** What to produce **
Repeat the data word for word. Do not include the pictures.

** Information shown **
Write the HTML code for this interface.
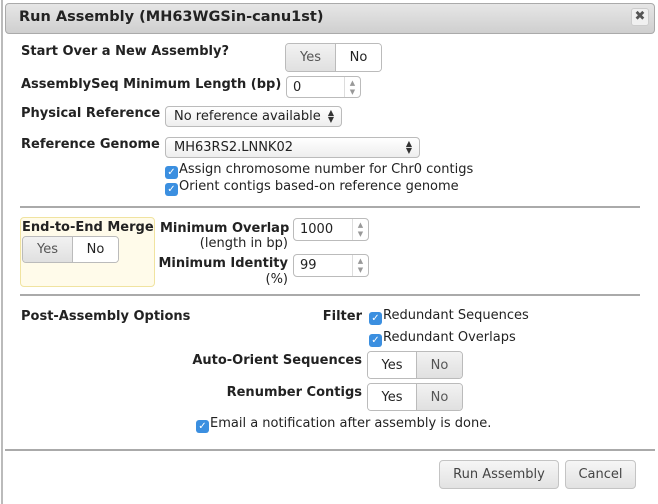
<!DOCTYPE html>
<html><head><style>
*{box-sizing:border-box;margin:0;padding:0}
body{width:658px;height:504px;background:#fff;font-family:"DejaVu Sans","Liberation Sans",sans-serif;font-size:13px;color:#222;position:relative;overflow:hidden}
.a{position:absolute;white-space:nowrap}
.b{font-weight:bold;color:#222}
.title{left:5px;top:3px;width:650px;height:31px;border:1px solid #aaa;border-radius:4px;background:linear-gradient(#e6e6e6,#cfcfcf)}
.x{left:631px;top:8px;width:18px;height:18px;border:1px solid #ccc;border-radius:3px;background:#f0f0f0;color:#555;font-size:13px;font-weight:bold;text-align:center;line-height:16px}
.tg{display:flex;border:1px solid #bbb;border-radius:4px;overflow:hidden}
.tg div{display:flex;align-items:center;justify-content:center;height:100%;font-size:13px}
.on{background:#fff;color:#222}
.off{background:linear-gradient(#f2f2f2,#e0e0e0);color:#555}
.inp{border:1px solid #bbb;border-radius:4px;background:#fff;padding-left:6px;display:flex;align-items:center;font-size:13px}
.sp{position:absolute;right:0;top:0;bottom:0;width:16px;border-left:1px solid #ddd;color:#999;font-size:7px;line-height:9px;text-align:center;padding-top:2px}
.sel{border:1px solid #bbb;border-radius:4px;background:linear-gradient(#fff,#eee);padding-left:8px;display:flex;align-items:center;font-size:13px}
.ar{position:absolute;right:7px;top:2px;font-size:8px;line-height:7px;color:#333}
.cb{display:inline-block;width:13px;height:13px;background:#3b8fe0;border-radius:3px;color:#fff;font-size:10px;line-height:13px;text-align:center;vertical-align:-2px;margin-right:1px}
.hr{height:2px;background:#aaa}
.btn{border:1px solid #c4c4c4;border-radius:4px;background:linear-gradient(#f6f6f6,#e2e2e2);display:flex;align-items:center;justify-content:center;color:#444;font-size:13px}
</style></head><body>
<div class="a" style="left:1px;top:0;width:2px;height:504px;background:#bbb"></div>
<div class="a title"></div>
<div class="a b" style="left:19px;top:9px;font-size:14.5px">Run Assembly (MH63WGSin-canu1st)</div>
<div class="a x">✖</div>

<div class="a b" style="left:21px;top:44px">Start Over a New Assembly?</div>
<div class="a tg" style="left:285px;top:43px;width:97px;height:29px"><div class="off" style="width:50px;border-right:1px solid #bbb">Yes</div><div class="on" style="flex:1">No</div></div>

<div class="a b" style="left:21px;top:77px">AssemblySeq Minimum Length (bp)</div>
<div class="a inp" style="left:286px;top:76px;width:75px;height:22px">0<div class="sp">▲<br>▼</div></div>

<div class="a b" style="left:21px;top:106px">Physical Reference</div>
<div class="a sel" style="left:165px;top:106px;width:177px;height:21px">No reference available<div class="ar">▲<br>▼</div></div>

<div class="a b" style="left:21px;top:137px">Reference Genome</div>
<div class="a sel" style="left:165px;top:137px;width:255px;height:21px">MH63RS2.LNNK02<div class="ar">▲<br>▼</div></div>
<div class="a" style="left:165px;top:162px"><span class="cb">✓</span>Assign chromosome number for Chr0 contigs</div>
<div class="a" style="left:165px;top:179px"><span class="cb">✓</span>Orient contigs based-on reference genome</div>

<div class="a hr" style="left:20px;top:206px;width:620px"></div>

<div class="a" style="left:20px;top:217px;width:135px;height:70px;border:1px solid #f0e3a0;border-radius:4px;background:#fffbea"></div>
<div class="a b" style="left:22px;top:220px">End-to-End Merge</div>
<div class="a tg" style="left:22px;top:236px;width:97px;height:27px"><div class="off" style="width:50px;border-right:1px solid #bbb">Yes</div><div class="on" style="flex:1">No</div></div>

<div class="a b" style="left:160px;top:221px;width:128px;text-align:right">Minimum Overlap</div>
<div class="a" style="left:160px;top:236px;width:128px;text-align:right">(length in bp)</div>
<div class="a inp" style="left:293px;top:218px;width:76px;height:23px">1000<div class="sp">▲<br>▼</div></div>
<div class="a b" style="left:150px;top:256px;width:138px;text-align:right">Minimum Identity</div>
<div class="a" style="left:160px;top:272px;width:128px;text-align:right">(%)</div>
<div class="a inp" style="left:293px;top:254px;width:76px;height:23px">99<div class="sp">▲<br>▼</div></div>

<div class="a hr" style="left:20px;top:294px;width:620px"></div>

<div class="a b" style="left:21px;top:309px">Post-Assembly Options</div>
<div class="a b" style="left:262px;top:309px;width:100px;text-align:right">Filter</div>
<div class="a" style="left:369px;top:308px"><span class="cb">✓</span>Redundant Sequences</div>
<div class="a" style="left:369px;top:330px"><span class="cb">✓</span>Redundant Overlaps</div>
<div class="a b" style="left:162px;top:353px;width:200px;text-align:right">Auto-Orient Sequences</div>
<div class="a tg" style="left:367px;top:351px;width:96px;height:28px"><div class="on" style="width:49px;border-right:1px solid #bbb">Yes</div><div class="off" style="flex:1">No</div></div>
<div class="a b" style="left:162px;top:385px;width:200px;text-align:right">Renumber Contigs</div>
<div class="a tg" style="left:367px;top:383px;width:96px;height:28px"><div class="on" style="width:49px;border-right:1px solid #bbb">Yes</div><div class="off" style="flex:1">No</div></div>
<div class="a" style="left:196px;top:416px"><span class="cb">✓</span>Email a notification after assembly is done.</div>

<div class="a hr" style="left:5px;top:449px;width:650px"></div>
<div class="a btn" style="left:439px;top:460px;width:120px;height:29px">Run Assembly</div>
<div class="a btn" style="left:565px;top:460px;width:71px;height:29px">Cancel</div>
</body></html>
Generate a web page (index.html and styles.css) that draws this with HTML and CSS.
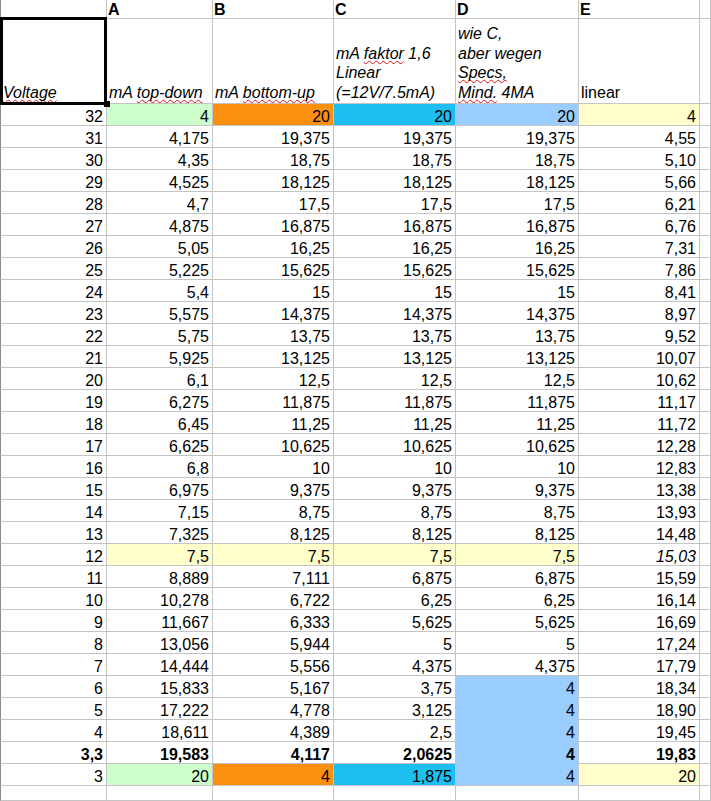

** Expected output **
Write the HTML code for this interface.
<!DOCTYPE html>
<html><head><style>
*{box-sizing:border-box;margin:0;padding:0}
body{width:658px;height:504px;background:#fff;font-family:"DejaVu Sans","Liberation Sans",sans-serif;font-size:13px;color:#222;position:relative;overflow:hidden}
.a{position:absolute;white-space:nowrap}
.b{font-weight:bold;color:#222}
.title{left:5px;top:3px;width:650px;height:31px;border:1px solid #aaa;border-radius:4px;background:linear-gradient(#e6e6e6,#cfcfcf)}
.x{left:631px;top:8px;width:18px;height:18px;border:1px solid #ccc;border-radius:3px;background:#f0f0f0;color:#555;font-size:13px;font-weight:bold;text-align:center;line-height:16px}
.tg{display:flex;border:1px solid #bbb;border-radius:4px;overflow:hidden}
.tg div{display:flex;align-items:center;justify-content:center;height:100%;font-size:13px}
.on{background:#fff;color:#222}
.off{background:linear-gradient(#f2f2f2,#e0e0e0);color:#555}
.inp{border:1px solid #bbb;border-radius:4px;background:#fff;padding-left:6px;display:flex;align-items:center;font-size:13px}
.sp{position:absolute;right:0;top:0;bottom:0;width:16px;border-left:1px solid #ddd;color:#999;font-size:7px;line-height:9px;text-align:center;padding-top:2px}
.sel{border:1px solid #bbb;border-radius:4px;background:linear-gradient(#fff,#eee);padding-left:8px;display:flex;align-items:center;font-size:13px}
.ar{position:absolute;right:7px;top:2px;font-size:8px;line-height:7px;color:#333}
.cb{display:inline-block;width:13px;height:13px;background:#3b8fe0;border-radius:3px;color:#fff;font-size:10px;line-height:13px;text-align:center;vertical-align:-2px;margin-right:1px}
.hr{height:2px;background:#aaa}
.btn{border:1px solid #c4c4c4;border-radius:4px;background:linear-gradient(#f6f6f6,#e2e2e2);display:flex;align-items:center;justify-content:center;color:#444;font-size:13px}
</style></head><body>
<div class="a" style="left:1px;top:0;width:2px;height:504px;background:#bbb"></div>
<div class="a title"></div>
<div class="a b" style="left:19px;top:9px;font-size:14.5px">Run Assembly (MH63WGSin-canu1st)</div>
<div class="a x">✖</div>

<div class="a b" style="left:21px;top:44px">Start Over a New Assembly?</div>
<div class="a tg" style="left:285px;top:43px;width:97px;height:29px"><div class="off" style="width:50px;border-right:1px solid #bbb">Yes</div><div class="on" style="flex:1">No</div></div>

<div class="a b" style="left:21px;top:77px">AssemblySeq Minimum Length (bp)</div>
<div class="a inp" style="left:286px;top:76px;width:75px;height:22px">0<div class="sp">▲<br>▼</div></div>

<div class="a b" style="left:21px;top:106px">Physical Reference</div>
<div class="a sel" style="left:165px;top:106px;width:177px;height:21px">No reference available<div class="ar">▲<br>▼</div></div>

<div class="a b" style="left:21px;top:137px">Reference Genome</div>
<div class="a sel" style="left:165px;top:137px;width:255px;height:21px">MH63RS2.LNNK02<div class="ar">▲<br>▼</div></div>
<div class="a" style="left:165px;top:162px"><span class="cb">✓</span>Assign chromosome number for Chr0 contigs</div>
<div class="a" style="left:165px;top:179px"><span class="cb">✓</span>Orient contigs based-on reference genome</div>

<div class="a hr" style="left:20px;top:206px;width:620px"></div>

<div class="a" style="left:20px;top:217px;width:135px;height:70px;border:1px solid #f0e3a0;border-radius:4px;background:#fffbea"></div>
<div class="a b" style="left:22px;top:220px">End-to-End Merge</div>
<div class="a tg" style="left:22px;top:236px;width:97px;height:27px"><div class="off" style="width:50px;border-right:1px solid #bbb">Yes</div><div class="on" style="flex:1">No</div></div>

<div class="a b" style="left:160px;top:221px;width:128px;text-align:right">Minimum Overlap</div>
<div class="a" style="left:160px;top:236px;width:128px;text-align:right">(length in bp)</div>
<div class="a inp" style="left:293px;top:218px;width:76px;height:23px">1000<div class="sp">▲<br>▼</div></div>
<div class="a b" style="left:150px;top:256px;width:138px;text-align:right">Minimum Identity</div>
<div class="a" style="left:160px;top:272px;width:128px;text-align:right">(%)</div>
<div class="a inp" style="left:293px;top:254px;width:76px;height:23px">99<div class="sp">▲<br>▼</div></div>

<div class="a hr" style="left:20px;top:294px;width:620px"></div>

<div class="a b" style="left:21px;top:309px">Post-Assembly Options</div>
<div class="a b" style="left:262px;top:309px;width:100px;text-align:right">Filter</div>
<div class="a" style="left:369px;top:308px"><span class="cb">✓</span>Redundant Sequences</div>
<div class="a" style="left:369px;top:330px"><span class="cb">✓</span>Redundant Overlaps</div>
<div class="a b" style="left:162px;top:353px;width:200px;text-align:right">Auto-Orient Sequences</div>
<div class="a tg" style="left:367px;top:351px;width:96px;height:28px"><div class="on" style="width:49px;border-right:1px solid #bbb">Yes</div><div class="off" style="flex:1">No</div></div>
<div class="a b" style="left:162px;top:385px;width:200px;text-align:right">Renumber Contigs</div>
<div class="a tg" style="left:367px;top:383px;width:96px;height:28px"><div class="on" style="width:49px;border-right:1px solid #bbb">Yes</div><div class="off" style="flex:1">No</div></div>
<div class="a" style="left:196px;top:416px"><span class="cb">✓</span>Email a notification after assembly is done.</div>

<div class="a hr" style="left:5px;top:449px;width:650px"></div>
<div class="a btn" style="left:439px;top:460px;width:120px;height:29px">Run Assembly</div>
<div class="a btn" style="left:565px;top:460px;width:71px;height:29px">Cancel</div>
</body></html>
Generate a web page (index.html and styles.css) that draws this with HTML and CSS.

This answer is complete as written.